The Christmas decor on the famed Orchard Road put us right in the Christmas spirit.
 To cap off the weekend we spent a full afternoon and evening at the Singapore Zoo and Night Safari.  The zoo had white tigers, proboscis monkeys, a pigmy hippo and a section for Australian animals.  We couldn’t take our eyes off a large orangutan that was eerily human and oh so sweet.

After the zoo closed we made our way to the night safari, where we hopped on a tram to ride past the habitats of tigers, deer and rhinos.  Later we took a walk through areas containing huge bats, adorable mouse deer and flying squirrels (below).  
The slow loris was my favorite.

On our last afternoon in Singapore we wandered the Colonial district, with its history and classic architecture. 
Huge hotels, fancy museums and business offices are clustered around the river.

Of course we couldn't miss a photo opp with Singapore's odd mascot the Merlion.  
The creature is half mermaid, half lion, all strange. 

What a breath of fresh air it was to be in a big city with a subway, shopping malls and so many American amenities.  While I love deserted islands with nothing to do but watch the ocean, I am definitely a city girl at heart.  

Hope to see you again, Singapore! 

Thursday, November 22, 2012

Thankful, Grateful

So it's a holiday and I'm feeling sentimental. 

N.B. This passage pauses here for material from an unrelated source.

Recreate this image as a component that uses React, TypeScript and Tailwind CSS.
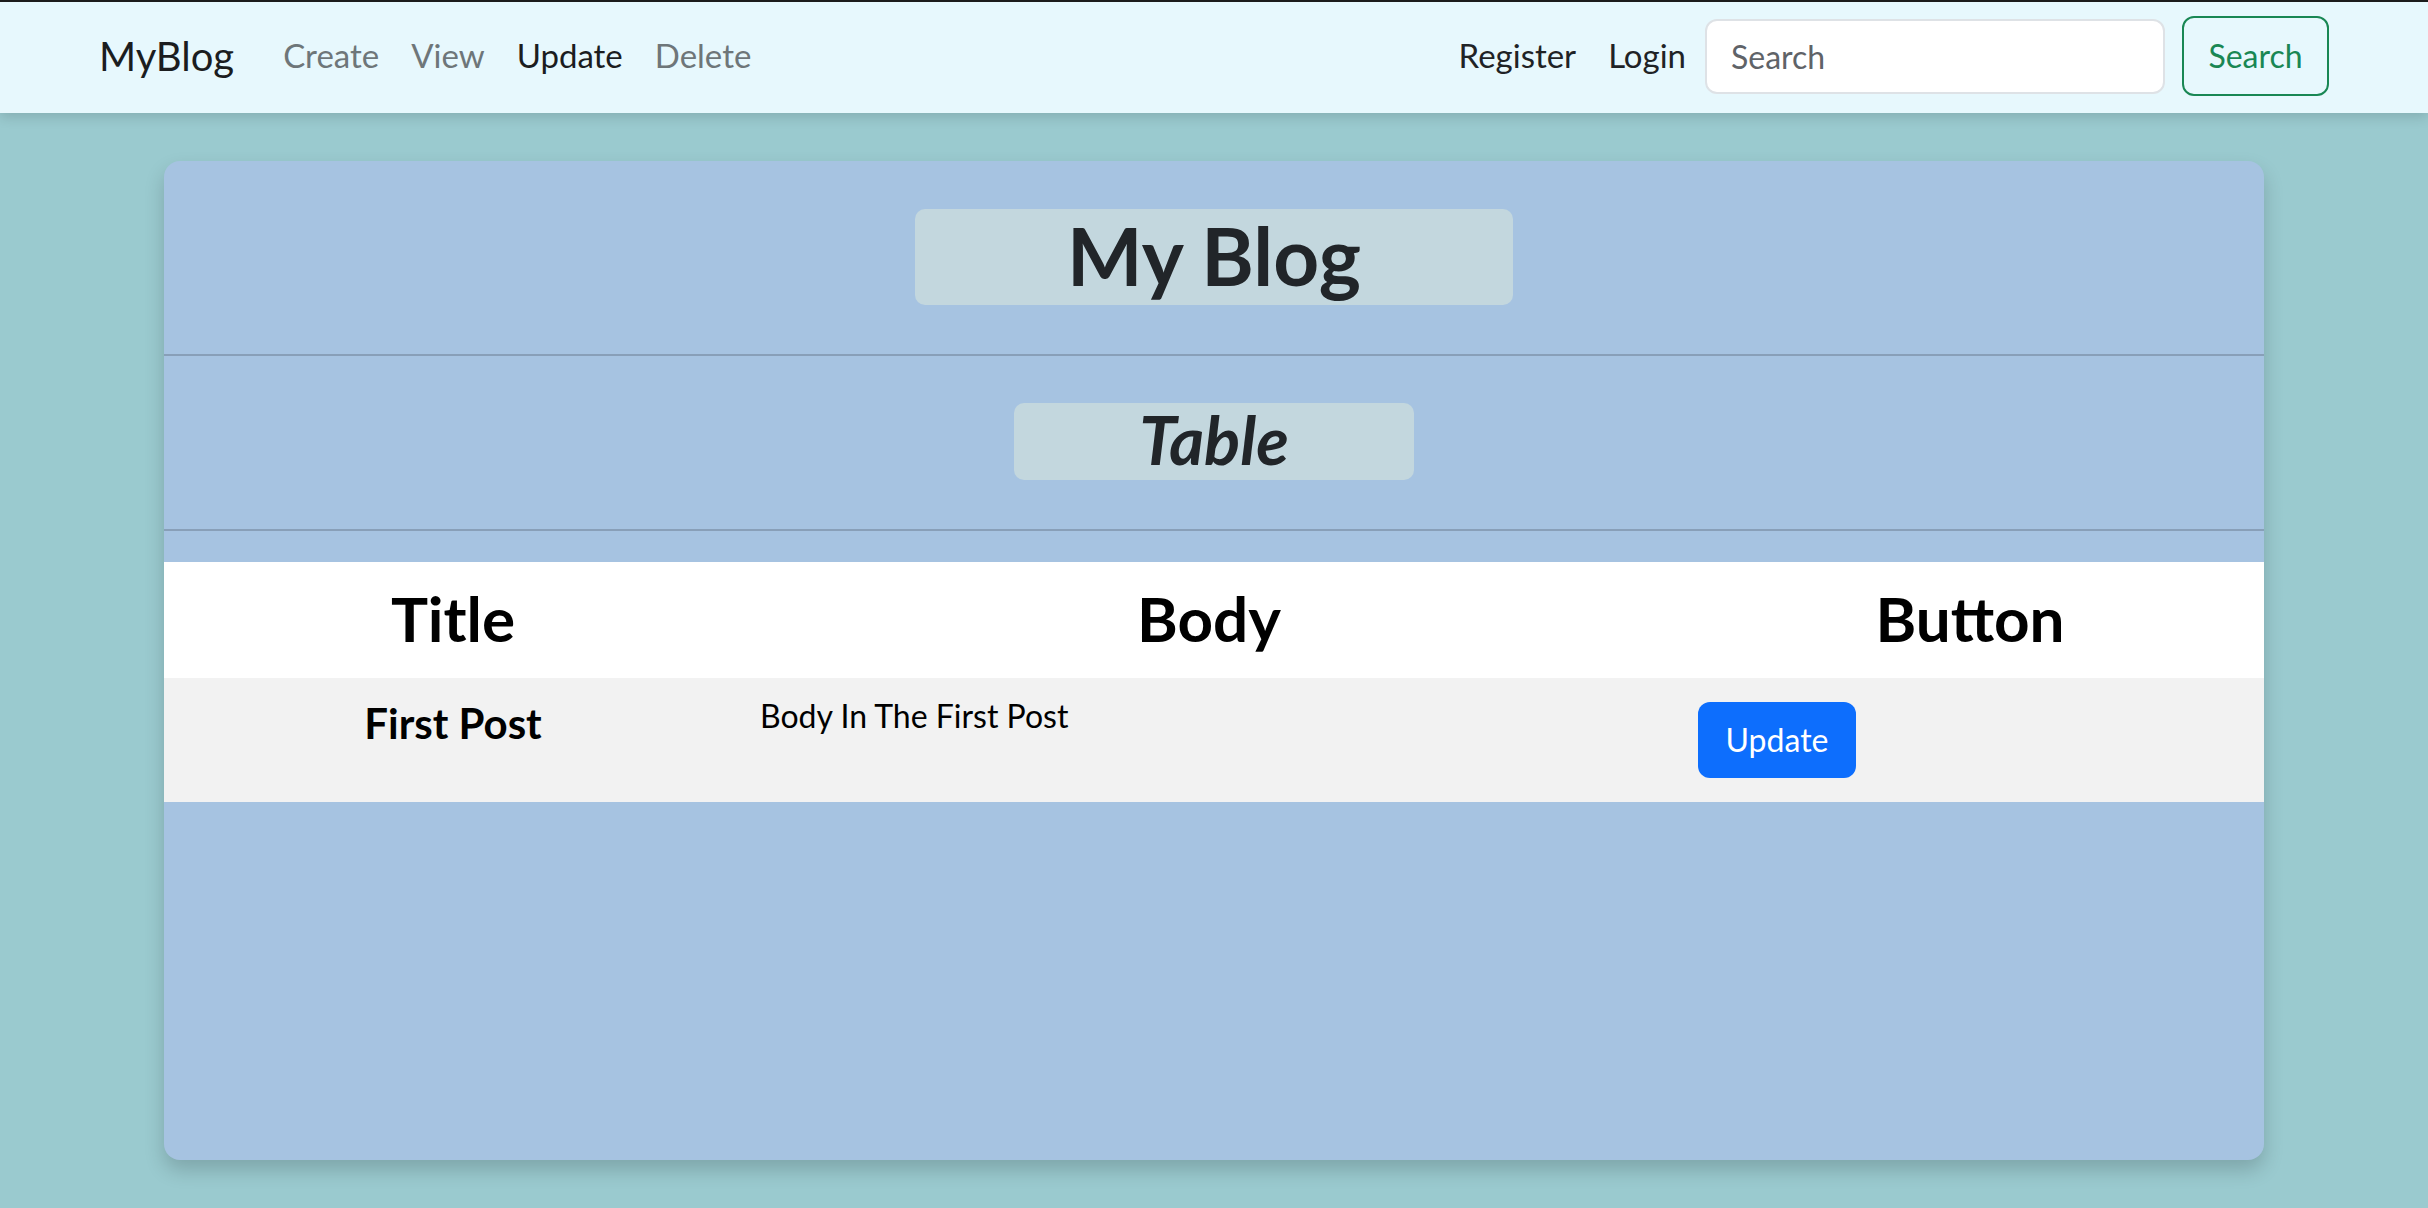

It didn't really feel like Thanksgiving when we woke up this morning.  

Could have had something to do with the fact that it was 90 degrees, sunny, and so humid that my hair was a frizzball before we even left our hotel.  Dare I say I am getting tired of warm weather and am ready to put on my Ugg boots and a sweater?  I am sure that two days of Portland rain will cure me of this.  

Speaking of.... 
This is the third Thanksgiving in a row that we haven't been home in Oregon.  Again this year we'll be missing the drive from Portland to Eugene, the appetizers and first dinner with Ryan's family, followed by wine and dinner #2 with mine.  

There won't be pumpkin pie, cranberry sauce or turkey.  We won't be catching up with relatives, watching football on TV or shedding fall boots and scarves at the front door on the way into a bustling house.  This year is even different than the last, or the one before where we've celebrated at "home" in two Busan apartments.

Ok so now I'm tearing up.  It's hard to be away from home, especially during the holidays.

We're sad that we're away from home this Thanksgiving, but we're also thankful.  
So thankful.   
Thankful for the family who love and support us always, for the friends who make time to stay in touch with us from across the world, for the health, the love, and the adventures and opportunities that we have in our lives.

Please eat lots for us today and enjoy the time with your family and/or friends and don't take it for granted.
Happy Thanksgiving from our little family to yours.

Monday, November 19, 2012

Adventures in Lombok Part Two: Gili Meno

Hello from Singapore!

I love this country, and I'm not just saying that because I was able to upload photos in 1/72 of the time it took me to do the same in anywhere in Bali or Lombok...

We've spent four nights here and feel right at home being back in a big city.  It has been so much fun to see the sights, eat the local food, and visit with a college friend's aunt who has been sweet enough to host us during our time here.

Today we are heading to Kuala Lumpur in Malaysia!  

Updates on Singapore soon, but first back to the two weeks spent on our tiny island...


On Halloween Day we took a glass bottom boat across the ocean to the tiny island of Gili Meno.  

“The Gilis” as they are known, are a group of three small islands west of mainland Lombok.  GiliTrawangan is the “party” island, Gili Meno is the quiet island, and Gili Air is somewhere in the middle.  We settled on Gili Meno, popular with couples and honeymooners due to the non-existence of nightlife and its reputation of having the best beaches.  On the recommendation of a former co-worker we found the perfect guesthouse and settled into vacation.  We wanted time to relax midway through our three month trip and take some time to unpack somewhere for longer than three or four days.  Gili Meno was the perfect place.  

We swam, snorkeled, lounged, read, took walks, ate delicious food (I think we tried the tofu curry at every restaurant on the island), watched the sun rise and set, and gazed at stars that we haven’t seen since moving to Korea last summer.  We also noted the nocturnal wildlife: crabs of all shapes and sizes that scurried across our path as we returned home from dinners out.  On Sunday mornings we logged in to Ryan’s dad’s slingbox  (thank you!) and watched our Ducks defeat USC and California.
{I wrote this pre-Stanford loss and no, I don't want to talk about it.}
  Ryan tried his hand at spear fishing.  We ate shrimp and triggerfish that night.

There are no motorized vehicles on any of the Gilis, just cidomos (horse drawn carriages).  
Power on the island is supplied by generators and fresh water is brought in by boat.   Our bathroom had only cool salt water, but we didn’t mind.  We saved $2.50 each night by not requesting fresh water showers.  We spent that money on chocolate milkshakes.  And sometimes on beer.
Aside from hearing the parties on Gili Trawangan and Gili Air across the water some nights, very salty hair, a jellyfish sting and a fish bite, it was a perfect trip.  We had a hard time leaving that last day, after twelve before it.  
Ice cream pancakes for breakfast helped to soften the blow.

We already miss Gili Meno but can't wait to see what adventures Malaysia holds.